DESCRIPTION OF THE TASK — Copy each line below in which the word "that" occurs.

DATASET EXTRACT —
⟨

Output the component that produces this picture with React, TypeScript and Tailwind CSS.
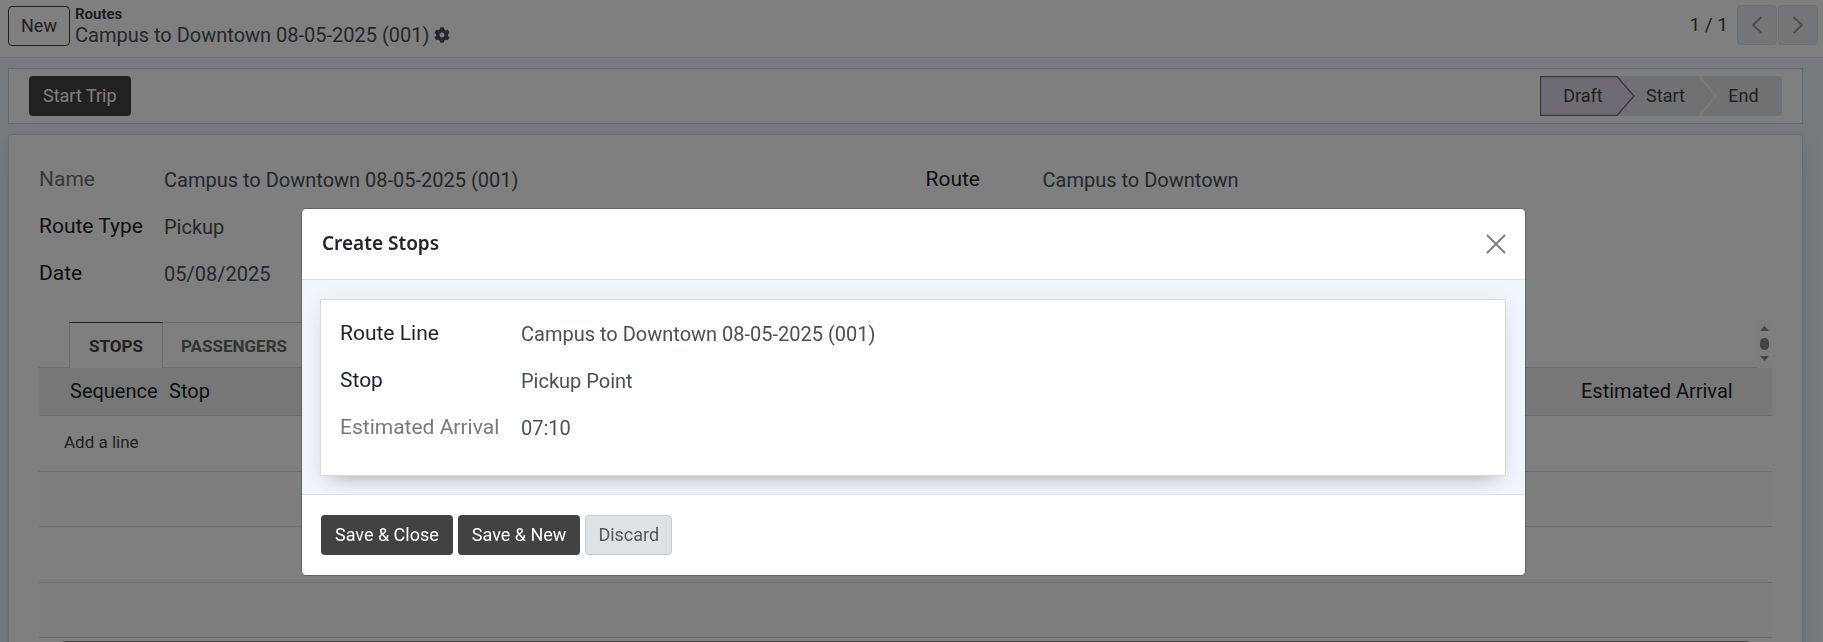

⟩
⟨

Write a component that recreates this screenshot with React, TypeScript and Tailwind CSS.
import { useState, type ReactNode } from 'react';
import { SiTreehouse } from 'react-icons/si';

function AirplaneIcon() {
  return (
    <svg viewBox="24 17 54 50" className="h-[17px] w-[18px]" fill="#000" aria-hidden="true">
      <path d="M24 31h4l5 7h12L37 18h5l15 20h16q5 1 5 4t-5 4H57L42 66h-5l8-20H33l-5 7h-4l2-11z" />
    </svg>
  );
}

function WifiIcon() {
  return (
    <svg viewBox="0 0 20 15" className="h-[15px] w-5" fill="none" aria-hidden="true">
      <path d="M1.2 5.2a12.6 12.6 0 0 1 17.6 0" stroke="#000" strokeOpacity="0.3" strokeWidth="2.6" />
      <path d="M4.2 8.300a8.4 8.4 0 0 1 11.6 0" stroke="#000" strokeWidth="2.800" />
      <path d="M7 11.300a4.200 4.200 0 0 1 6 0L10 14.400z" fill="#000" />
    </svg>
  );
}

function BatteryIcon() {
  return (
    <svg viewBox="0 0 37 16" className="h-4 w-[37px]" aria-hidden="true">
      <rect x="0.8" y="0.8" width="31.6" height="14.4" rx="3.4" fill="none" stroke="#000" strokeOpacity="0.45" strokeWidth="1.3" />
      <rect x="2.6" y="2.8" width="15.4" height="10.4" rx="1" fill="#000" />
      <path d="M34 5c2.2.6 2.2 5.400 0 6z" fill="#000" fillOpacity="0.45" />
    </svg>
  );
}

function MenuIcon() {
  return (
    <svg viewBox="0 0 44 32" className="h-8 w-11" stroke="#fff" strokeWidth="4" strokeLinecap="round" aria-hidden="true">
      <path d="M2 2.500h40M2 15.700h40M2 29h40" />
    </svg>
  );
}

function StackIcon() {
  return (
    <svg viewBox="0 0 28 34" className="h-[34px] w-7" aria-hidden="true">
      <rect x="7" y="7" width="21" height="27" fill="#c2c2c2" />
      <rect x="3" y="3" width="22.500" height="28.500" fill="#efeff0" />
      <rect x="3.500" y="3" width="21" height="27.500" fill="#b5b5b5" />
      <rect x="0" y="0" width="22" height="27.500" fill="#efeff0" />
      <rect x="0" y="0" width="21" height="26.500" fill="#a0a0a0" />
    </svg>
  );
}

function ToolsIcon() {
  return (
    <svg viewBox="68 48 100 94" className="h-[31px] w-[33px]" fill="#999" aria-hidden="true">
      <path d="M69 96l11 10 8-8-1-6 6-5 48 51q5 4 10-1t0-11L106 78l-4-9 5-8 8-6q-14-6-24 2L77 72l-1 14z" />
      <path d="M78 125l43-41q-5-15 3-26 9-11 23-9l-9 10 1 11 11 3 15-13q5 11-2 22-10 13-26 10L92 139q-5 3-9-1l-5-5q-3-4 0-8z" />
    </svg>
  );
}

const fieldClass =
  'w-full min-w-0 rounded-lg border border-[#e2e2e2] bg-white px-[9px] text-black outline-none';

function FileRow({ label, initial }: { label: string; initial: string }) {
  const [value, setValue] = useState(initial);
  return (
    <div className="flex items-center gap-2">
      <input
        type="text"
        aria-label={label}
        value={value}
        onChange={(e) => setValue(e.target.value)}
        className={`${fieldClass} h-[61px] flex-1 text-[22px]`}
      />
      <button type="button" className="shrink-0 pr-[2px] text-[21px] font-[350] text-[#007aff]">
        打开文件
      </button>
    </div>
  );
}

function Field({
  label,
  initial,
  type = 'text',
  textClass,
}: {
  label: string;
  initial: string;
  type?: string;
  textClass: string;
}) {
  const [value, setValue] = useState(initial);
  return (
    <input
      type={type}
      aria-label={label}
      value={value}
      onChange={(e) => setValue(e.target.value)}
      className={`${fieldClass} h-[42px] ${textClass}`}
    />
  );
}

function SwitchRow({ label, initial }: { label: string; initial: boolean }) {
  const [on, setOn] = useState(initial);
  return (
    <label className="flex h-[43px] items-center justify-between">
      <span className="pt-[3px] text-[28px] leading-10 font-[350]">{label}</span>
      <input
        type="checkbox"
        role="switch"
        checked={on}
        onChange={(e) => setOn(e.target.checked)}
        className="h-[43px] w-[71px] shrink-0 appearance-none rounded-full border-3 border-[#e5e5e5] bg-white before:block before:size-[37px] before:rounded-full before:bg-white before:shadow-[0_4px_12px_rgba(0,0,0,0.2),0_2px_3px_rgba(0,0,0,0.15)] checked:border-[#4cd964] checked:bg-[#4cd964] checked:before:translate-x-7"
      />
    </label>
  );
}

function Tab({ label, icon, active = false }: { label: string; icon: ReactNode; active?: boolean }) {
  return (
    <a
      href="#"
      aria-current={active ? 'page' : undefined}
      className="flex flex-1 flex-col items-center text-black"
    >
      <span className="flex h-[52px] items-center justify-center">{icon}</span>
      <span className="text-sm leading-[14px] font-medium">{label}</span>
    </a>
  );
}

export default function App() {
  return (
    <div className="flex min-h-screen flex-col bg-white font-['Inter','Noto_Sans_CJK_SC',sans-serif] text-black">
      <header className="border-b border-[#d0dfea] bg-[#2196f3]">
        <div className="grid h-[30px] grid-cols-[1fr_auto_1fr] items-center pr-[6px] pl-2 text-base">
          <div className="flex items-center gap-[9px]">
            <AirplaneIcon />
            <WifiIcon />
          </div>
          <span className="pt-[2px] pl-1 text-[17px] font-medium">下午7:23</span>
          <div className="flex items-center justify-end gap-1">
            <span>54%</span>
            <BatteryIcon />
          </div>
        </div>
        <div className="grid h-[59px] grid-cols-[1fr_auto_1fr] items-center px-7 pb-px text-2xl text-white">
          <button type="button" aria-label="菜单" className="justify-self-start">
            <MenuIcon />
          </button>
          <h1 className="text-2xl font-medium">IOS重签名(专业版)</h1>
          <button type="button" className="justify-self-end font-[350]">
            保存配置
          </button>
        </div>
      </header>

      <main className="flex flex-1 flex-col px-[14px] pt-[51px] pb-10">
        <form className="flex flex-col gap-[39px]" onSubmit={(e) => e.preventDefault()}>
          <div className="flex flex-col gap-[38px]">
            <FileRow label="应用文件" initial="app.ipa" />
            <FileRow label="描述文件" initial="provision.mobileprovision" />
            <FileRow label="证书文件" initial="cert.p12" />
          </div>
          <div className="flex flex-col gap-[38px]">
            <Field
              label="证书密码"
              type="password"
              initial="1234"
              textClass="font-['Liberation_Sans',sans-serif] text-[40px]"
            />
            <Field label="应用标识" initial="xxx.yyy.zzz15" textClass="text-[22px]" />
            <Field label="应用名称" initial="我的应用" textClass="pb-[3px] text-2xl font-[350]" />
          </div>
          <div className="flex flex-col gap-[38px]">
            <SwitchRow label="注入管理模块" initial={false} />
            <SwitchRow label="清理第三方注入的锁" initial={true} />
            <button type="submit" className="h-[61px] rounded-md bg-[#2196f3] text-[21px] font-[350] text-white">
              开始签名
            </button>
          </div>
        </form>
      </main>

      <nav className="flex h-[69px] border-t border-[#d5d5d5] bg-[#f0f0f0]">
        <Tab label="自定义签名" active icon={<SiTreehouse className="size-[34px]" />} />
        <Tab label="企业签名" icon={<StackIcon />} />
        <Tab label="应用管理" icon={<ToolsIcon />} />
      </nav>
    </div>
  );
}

⟩

SOLVED EXERCISE —
Output the component that produces this picture with React, TypeScript and Tailwind CSS.
Write a component that recreates this screenshot with React, TypeScript and Tailwind CSS.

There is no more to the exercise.